With the Omicron variant of Covid-19 on a rapid rise, the danger of unvaccinated people comes again into sharp focus. And yet, for many, even the recent threshold of 800,000 deaths in the United States is not persuasive. So-called anti-vaxxers come at the question from the gut, not with rationality. Their fears are amplified by elected figures who howl about mask mandates, freedom, and vaccination requirements in a ghoulish, at-any-cost spin to win more votes.
We had a look up-close this week, when a member of the East Hampton community made an appointment to come by The Star to present us with a stack of papers and a book by the notorious scourge Robert F. Kennedy Jr. (In a classic act of do-what-I-say-not-what-I-do temerity, guests invited to Mr. Kennedy’s holiday party last week were urged to be vaccinated or tested for Covid-19; classy to the end, he blamed his wife.) Core to our visitor’s belief was that the Covid-19 vaccines had not been adequately tested; however, she also rejected the clearly adequate testing of old-line vaccines, going back to initial inoculations against smallpox practiced since the 1700s.
Science denialists have been around for a long time. They cherry-pick the information that conforms to their views, rather than accept the main currents of research, preferring instead the muddy backwaters.

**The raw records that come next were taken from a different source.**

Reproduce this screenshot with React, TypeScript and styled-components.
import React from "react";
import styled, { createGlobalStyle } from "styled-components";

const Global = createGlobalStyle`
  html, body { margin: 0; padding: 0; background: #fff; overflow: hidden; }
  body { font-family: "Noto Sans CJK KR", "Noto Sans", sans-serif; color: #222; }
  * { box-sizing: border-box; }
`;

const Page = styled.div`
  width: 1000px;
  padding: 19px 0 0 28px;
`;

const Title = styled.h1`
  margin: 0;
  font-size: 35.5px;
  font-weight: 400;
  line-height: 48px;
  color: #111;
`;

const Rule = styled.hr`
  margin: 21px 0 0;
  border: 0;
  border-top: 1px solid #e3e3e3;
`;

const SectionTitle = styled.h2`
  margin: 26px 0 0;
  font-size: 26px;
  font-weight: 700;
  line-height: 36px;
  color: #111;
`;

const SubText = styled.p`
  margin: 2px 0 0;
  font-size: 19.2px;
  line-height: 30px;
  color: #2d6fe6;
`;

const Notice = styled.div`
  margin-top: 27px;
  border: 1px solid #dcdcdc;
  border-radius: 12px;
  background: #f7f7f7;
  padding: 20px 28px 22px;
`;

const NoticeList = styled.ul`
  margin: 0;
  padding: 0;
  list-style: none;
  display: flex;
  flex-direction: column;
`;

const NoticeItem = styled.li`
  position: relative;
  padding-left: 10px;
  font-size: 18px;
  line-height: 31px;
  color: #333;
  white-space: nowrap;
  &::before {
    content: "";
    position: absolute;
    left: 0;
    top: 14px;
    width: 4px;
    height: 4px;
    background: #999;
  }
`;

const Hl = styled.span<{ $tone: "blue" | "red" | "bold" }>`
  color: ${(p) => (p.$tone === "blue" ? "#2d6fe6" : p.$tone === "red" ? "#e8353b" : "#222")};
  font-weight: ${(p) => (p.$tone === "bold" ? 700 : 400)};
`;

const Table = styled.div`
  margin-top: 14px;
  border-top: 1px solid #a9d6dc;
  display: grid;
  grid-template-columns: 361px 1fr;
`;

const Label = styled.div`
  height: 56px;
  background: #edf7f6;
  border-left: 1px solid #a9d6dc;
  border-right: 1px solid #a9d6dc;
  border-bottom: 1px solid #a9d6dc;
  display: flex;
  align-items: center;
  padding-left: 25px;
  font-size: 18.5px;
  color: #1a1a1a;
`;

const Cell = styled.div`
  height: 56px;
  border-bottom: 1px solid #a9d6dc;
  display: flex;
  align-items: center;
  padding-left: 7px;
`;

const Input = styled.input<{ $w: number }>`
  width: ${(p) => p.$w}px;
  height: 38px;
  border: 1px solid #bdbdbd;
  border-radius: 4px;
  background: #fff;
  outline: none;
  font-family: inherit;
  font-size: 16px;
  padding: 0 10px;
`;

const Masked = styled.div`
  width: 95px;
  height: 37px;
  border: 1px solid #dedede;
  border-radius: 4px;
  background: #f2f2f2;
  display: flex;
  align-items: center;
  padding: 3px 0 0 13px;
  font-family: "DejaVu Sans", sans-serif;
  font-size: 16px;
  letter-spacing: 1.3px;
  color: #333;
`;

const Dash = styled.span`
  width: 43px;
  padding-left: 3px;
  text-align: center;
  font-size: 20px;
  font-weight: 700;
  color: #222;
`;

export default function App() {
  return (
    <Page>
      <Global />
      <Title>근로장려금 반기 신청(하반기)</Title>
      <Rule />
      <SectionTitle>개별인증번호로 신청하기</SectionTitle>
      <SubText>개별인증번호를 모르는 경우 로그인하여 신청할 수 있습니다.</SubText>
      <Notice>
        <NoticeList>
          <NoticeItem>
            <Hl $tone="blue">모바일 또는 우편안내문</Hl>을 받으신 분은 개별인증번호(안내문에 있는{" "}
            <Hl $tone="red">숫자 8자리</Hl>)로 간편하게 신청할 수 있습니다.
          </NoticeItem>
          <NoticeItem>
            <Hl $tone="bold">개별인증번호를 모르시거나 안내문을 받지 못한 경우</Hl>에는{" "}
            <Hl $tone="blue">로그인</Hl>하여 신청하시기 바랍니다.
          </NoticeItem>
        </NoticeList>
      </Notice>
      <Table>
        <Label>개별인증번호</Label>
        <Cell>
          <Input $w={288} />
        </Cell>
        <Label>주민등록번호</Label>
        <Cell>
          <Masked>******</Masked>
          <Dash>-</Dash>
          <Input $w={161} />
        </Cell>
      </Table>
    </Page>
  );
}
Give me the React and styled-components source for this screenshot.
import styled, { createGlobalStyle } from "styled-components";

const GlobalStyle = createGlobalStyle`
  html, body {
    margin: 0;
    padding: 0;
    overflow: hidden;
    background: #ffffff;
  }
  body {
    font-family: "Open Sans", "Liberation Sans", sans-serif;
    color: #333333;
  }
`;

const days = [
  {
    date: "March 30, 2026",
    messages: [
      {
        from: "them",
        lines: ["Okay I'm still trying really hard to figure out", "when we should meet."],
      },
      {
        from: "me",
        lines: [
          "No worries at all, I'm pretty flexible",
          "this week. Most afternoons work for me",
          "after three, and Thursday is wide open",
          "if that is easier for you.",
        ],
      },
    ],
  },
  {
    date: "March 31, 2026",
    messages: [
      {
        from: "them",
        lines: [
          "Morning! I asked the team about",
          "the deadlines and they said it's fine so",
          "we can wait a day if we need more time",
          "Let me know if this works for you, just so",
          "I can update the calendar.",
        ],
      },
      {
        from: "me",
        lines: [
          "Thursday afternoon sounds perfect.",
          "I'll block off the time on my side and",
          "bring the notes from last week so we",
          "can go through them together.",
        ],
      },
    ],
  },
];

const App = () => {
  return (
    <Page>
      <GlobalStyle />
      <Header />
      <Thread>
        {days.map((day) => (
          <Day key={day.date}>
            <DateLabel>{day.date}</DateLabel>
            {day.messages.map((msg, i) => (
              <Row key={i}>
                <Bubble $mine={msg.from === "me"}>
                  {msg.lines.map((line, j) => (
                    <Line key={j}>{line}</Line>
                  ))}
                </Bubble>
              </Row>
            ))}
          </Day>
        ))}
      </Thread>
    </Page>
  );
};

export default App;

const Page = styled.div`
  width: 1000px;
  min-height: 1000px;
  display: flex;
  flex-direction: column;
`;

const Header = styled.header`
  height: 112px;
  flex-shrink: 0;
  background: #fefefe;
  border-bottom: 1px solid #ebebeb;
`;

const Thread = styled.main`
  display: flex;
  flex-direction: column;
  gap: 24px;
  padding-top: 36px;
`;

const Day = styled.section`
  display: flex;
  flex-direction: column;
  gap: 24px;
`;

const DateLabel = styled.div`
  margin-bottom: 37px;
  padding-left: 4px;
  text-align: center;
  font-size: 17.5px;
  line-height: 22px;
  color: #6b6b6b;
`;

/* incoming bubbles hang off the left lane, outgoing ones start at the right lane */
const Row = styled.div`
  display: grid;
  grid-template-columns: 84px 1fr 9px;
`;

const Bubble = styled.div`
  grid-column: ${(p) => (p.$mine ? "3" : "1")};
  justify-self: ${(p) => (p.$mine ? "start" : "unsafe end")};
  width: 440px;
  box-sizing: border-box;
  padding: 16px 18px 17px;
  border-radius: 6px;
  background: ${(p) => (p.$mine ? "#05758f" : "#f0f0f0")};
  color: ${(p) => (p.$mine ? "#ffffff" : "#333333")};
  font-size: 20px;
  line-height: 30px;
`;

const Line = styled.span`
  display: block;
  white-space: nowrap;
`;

They miscast disagreements among scientists as their proof but then irrationally cite generally unqualified “experts” as worth listening to. They overstate potential harm while underplaying vaccines’ effectiveness. They see conspiracies among government and the medical industry, claiming that some low-cost alternative is being suppressed deliberately. Finally, they appeal to personal freedom — this is the ultimate call in the skeptic’s playbook, the equivalent of sticking one’s fingers in their ears and yelling, “Nah, nah, nah!”
In a 1905 decision, the U.S. Supreme Court said that the safety of an entire community came before individual belief. The justices had been asked to review a challenge to a Massachusetts law that made the smallpox vaccine compulsory. Sadly, with the court’s present-day rightward tilt, the gut may yet triumph; in 2018, the majority took the side of a cake shop owner who refused service to a same-sex couple’s wedding. Since then, the court has moved even more in that direction, for example, allowing to stand a law empowering Texas citizens personally opposed to abortion to file lawsuits against anyone involved, from doctors to Uber drivers.
Several things are clear from the data: There is no increase in deaths among Covid-19 vaccine recipients. So-called breakthrough deaths represent a tiny fraction of all Covid deaths — less than one-half of 1 percent in some states. Even the hotbed of misinformation Fox News recently reported that the “vast majority of Americans who are getting serious cases of Covid-19 or dying are unvaccinated.”
The burden has brought the health care system repeatedly to a breaking point; this week the Federal Emergency Management Agency began sending paramedics to Arizona to help cope with that state’s virus spike. Nationwide, there are the signs of a nursing shortage, which could result in rationing care — a danger to us all.
None of this will change the minds of the committed anti-vaxxers, but for those still on the fence about it, the time to get the shot is now.